What are the core components of modern cloud data warehouse architecture?

The main components include the storage layer (often columnar), the processing model (usually MPP — Massively Parallel Processing), resource management, automation tools, and integration capabilities with external systems.

Why is columnar storage important in a cloud data warehouse?

Columnar storage allows data to be stored by columns rather than rows, improving query speed, compression efficiency, and cost optimization — especially for analytical workloads.

What role does automation play in cloud data warehouse management?

Automation streamlines data ingestion, transformation, performance tuning, and governance. It minimizes human error, enhances data quality, and ensures continuous availability of up-to-date insights.

How does scaling work in a cloud data warehouse?

Cloud data warehouses scale elastically by separating compute from storage. Businesses can instantly add or reduce processing power based on workload demand without affecting stored data.

What types of data can a cloud data warehouse handle?

Modern architectures support structured, semi-structured, and unstructured data — from transactional tables to JSON logs, sensor data, and even multimedia content.

Which vendors offer leading cloud data warehouse solutions?

Top providers include Snowflake, Google BigQuery, Amazon Redshift, Microsoft Azure Synapse Analytics, and Databricks.

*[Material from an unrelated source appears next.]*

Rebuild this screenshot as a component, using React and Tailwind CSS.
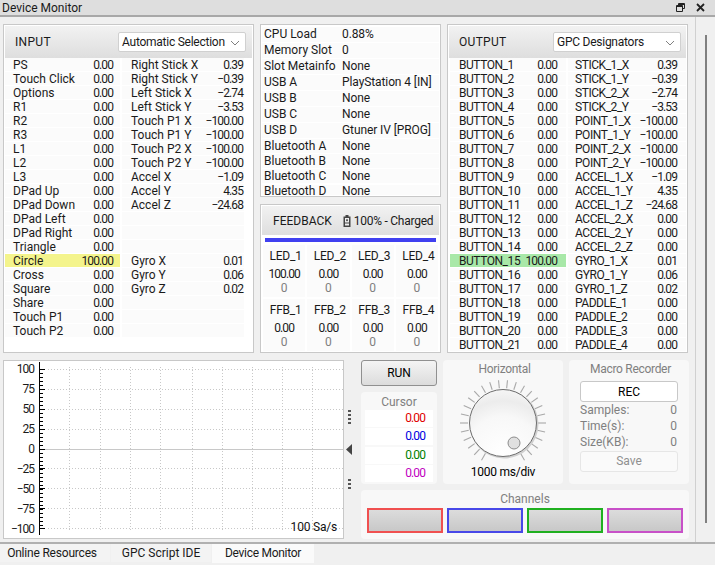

Each offers unique features for storage, scaling, and integration.

How does a cloud data warehouse integrate with BI and AI tools?

Integration happens through native connectors and APIs, allowing seamless data flow between the warehouse and platforms like Power BI, Tableau, Looker, TensorFlow, and Vertex AI for real-time analytics and machine learning.

Why is cloud data warehouse architecture critical for modern enterprises?

It enables organizations to unify data from multiple sources, deliver faster insights, improve decision-making, and support advanced analytics at a global scale — all while maintaining cost efficiency and flexibility.